-- begin SUPPLIED DATA --
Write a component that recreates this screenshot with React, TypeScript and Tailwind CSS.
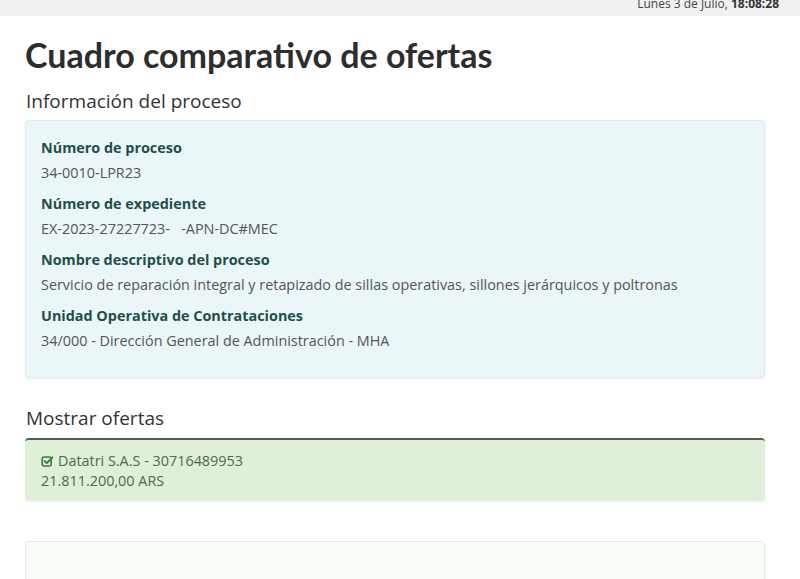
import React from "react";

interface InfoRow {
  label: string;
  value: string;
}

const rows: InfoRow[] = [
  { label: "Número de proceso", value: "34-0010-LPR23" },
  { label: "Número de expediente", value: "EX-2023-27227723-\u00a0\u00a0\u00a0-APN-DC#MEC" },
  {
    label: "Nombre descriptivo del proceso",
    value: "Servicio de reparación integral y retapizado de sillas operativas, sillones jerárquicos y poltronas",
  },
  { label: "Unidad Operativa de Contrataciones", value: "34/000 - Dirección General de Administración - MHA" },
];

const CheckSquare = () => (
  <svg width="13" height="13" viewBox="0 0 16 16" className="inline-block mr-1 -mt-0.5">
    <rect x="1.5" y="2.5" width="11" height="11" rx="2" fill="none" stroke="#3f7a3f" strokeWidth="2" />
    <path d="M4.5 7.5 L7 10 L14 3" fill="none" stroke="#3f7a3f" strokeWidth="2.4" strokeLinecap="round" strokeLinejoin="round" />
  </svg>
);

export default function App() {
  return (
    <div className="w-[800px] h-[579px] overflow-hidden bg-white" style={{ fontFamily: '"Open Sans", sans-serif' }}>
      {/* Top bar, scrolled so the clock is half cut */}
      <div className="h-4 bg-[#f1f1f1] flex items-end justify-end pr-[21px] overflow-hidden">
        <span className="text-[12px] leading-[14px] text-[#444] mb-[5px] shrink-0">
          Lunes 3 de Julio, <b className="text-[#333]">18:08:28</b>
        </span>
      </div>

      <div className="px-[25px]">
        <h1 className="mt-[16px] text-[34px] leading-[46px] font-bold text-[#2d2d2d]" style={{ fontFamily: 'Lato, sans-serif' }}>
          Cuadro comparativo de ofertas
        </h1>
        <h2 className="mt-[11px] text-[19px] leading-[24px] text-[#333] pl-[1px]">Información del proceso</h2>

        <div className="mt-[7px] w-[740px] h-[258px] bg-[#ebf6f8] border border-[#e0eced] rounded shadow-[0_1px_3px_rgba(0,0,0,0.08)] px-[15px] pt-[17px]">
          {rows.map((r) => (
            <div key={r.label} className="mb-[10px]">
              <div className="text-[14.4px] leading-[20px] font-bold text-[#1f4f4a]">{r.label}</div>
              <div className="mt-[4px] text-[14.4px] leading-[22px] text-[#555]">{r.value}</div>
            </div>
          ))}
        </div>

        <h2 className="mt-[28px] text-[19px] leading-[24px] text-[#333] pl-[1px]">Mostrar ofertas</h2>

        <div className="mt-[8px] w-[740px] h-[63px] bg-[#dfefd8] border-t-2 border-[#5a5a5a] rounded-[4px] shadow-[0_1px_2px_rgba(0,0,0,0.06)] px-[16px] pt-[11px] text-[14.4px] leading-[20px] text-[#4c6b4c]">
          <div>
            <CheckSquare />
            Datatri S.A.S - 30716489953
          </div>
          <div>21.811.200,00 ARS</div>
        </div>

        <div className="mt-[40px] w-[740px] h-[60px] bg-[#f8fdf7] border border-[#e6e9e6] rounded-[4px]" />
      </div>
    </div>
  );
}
-- end SUPPLIED DATA --
:: TASK OBJECTIVE ::
Copy the material above exactly and drop the pictures.

:: RESPONSE FOR THIS EXERCISE ::
Write a component that recreates this screenshot with React, TypeScript and Tailwind CSS.
import React from "react";

interface InfoRow {
  label: string;
  value: string;
}

const rows: InfoRow[] = [
  { label: "Número de proceso", value: "34-0010-LPR23" },
  { label: "Número de expediente", value: "EX-2023-27227723-\u00a0\u00a0\u00a0-APN-DC#MEC" },
  {
    label: "Nombre descriptivo del proceso",
    value: "Servicio de reparación integral y retapizado de sillas operativas, sillones jerárquicos y poltronas",
  },
  { label: "Unidad Operativa de Contrataciones", value: "34/000 - Dirección General de Administración - MHA" },
];

const CheckSquare = () => (
  <svg width="13" height="13" viewBox="0 0 16 16" className="inline-block mr-1 -mt-0.5">
    <rect x="1.5" y="2.5" width="11" height="11" rx="2" fill="none" stroke="#3f7a3f" strokeWidth="2" />
    <path d="M4.5 7.5 L7 10 L14 3" fill="none" stroke="#3f7a3f" strokeWidth="2.4" strokeLinecap="round" strokeLinejoin="round" />
  </svg>
);

export default function App() {
  return (
    <div className="w-[800px] h-[579px] overflow-hidden bg-white" style={{ fontFamily: '"Open Sans", sans-serif' }}>
      {/* Top bar, scrolled so the clock is half cut */}
      <div className="h-4 bg-[#f1f1f1] flex items-end justify-end pr-[21px] overflow-hidden">
        <span className="text-[12px] leading-[14px] text-[#444] mb-[5px] shrink-0">
          Lunes 3 de Julio, <b className="text-[#333]">18:08:28</b>
        </span>
      </div>

      <div className="px-[25px]">
        <h1 className="mt-[16px] text-[34px] leading-[46px] font-bold text-[#2d2d2d]" style={{ fontFamily: 'Lato, sans-serif' }}>
          Cuadro comparativo de ofertas
        </h1>
        <h2 className="mt-[11px] text-[19px] leading-[24px] text-[#333] pl-[1px]">Información del proceso</h2>

        <div className="mt-[7px] w-[740px] h-[258px] bg-[#ebf6f8] border border-[#e0eced] rounded shadow-[0_1px_3px_rgba(0,0,0,0.08)] px-[15px] pt-[17px]">
          {rows.map((r) => (
            <div key={r.label} className="mb-[10px]">
              <div className="text-[14.4px] leading-[20px] font-bold text-[#1f4f4a]">{r.label}</div>
              <div className="mt-[4px] text-[14.4px] leading-[22px] text-[#555]">{r.value}</div>
            </div>
          ))}
        </div>

        <h2 className="mt-[28px] text-[19px] leading-[24px] text-[#333] pl-[1px]">Mostrar ofertas</h2>

        <div className="mt-[8px] w-[740px] h-[63px] bg-[#dfefd8] border-t-2 border-[#5a5a5a] rounded-[4px] shadow-[0_1px_2px_rgba(0,0,0,0.06)] px-[16px] pt-[11px] text-[14.4px] leading-[20px] text-[#4c6b4c]">
          <div>
            <CheckSquare />
            Datatri S.A.S - 30716489953
          </div>
          <div>21.811.200,00 ARS</div>
        </div>

        <div className="mt-[40px] w-[740px] h-[60px] bg-[#f8fdf7] border border-[#e6e9e6] rounded-[4px]" />
      </div>
    </div>
  );
}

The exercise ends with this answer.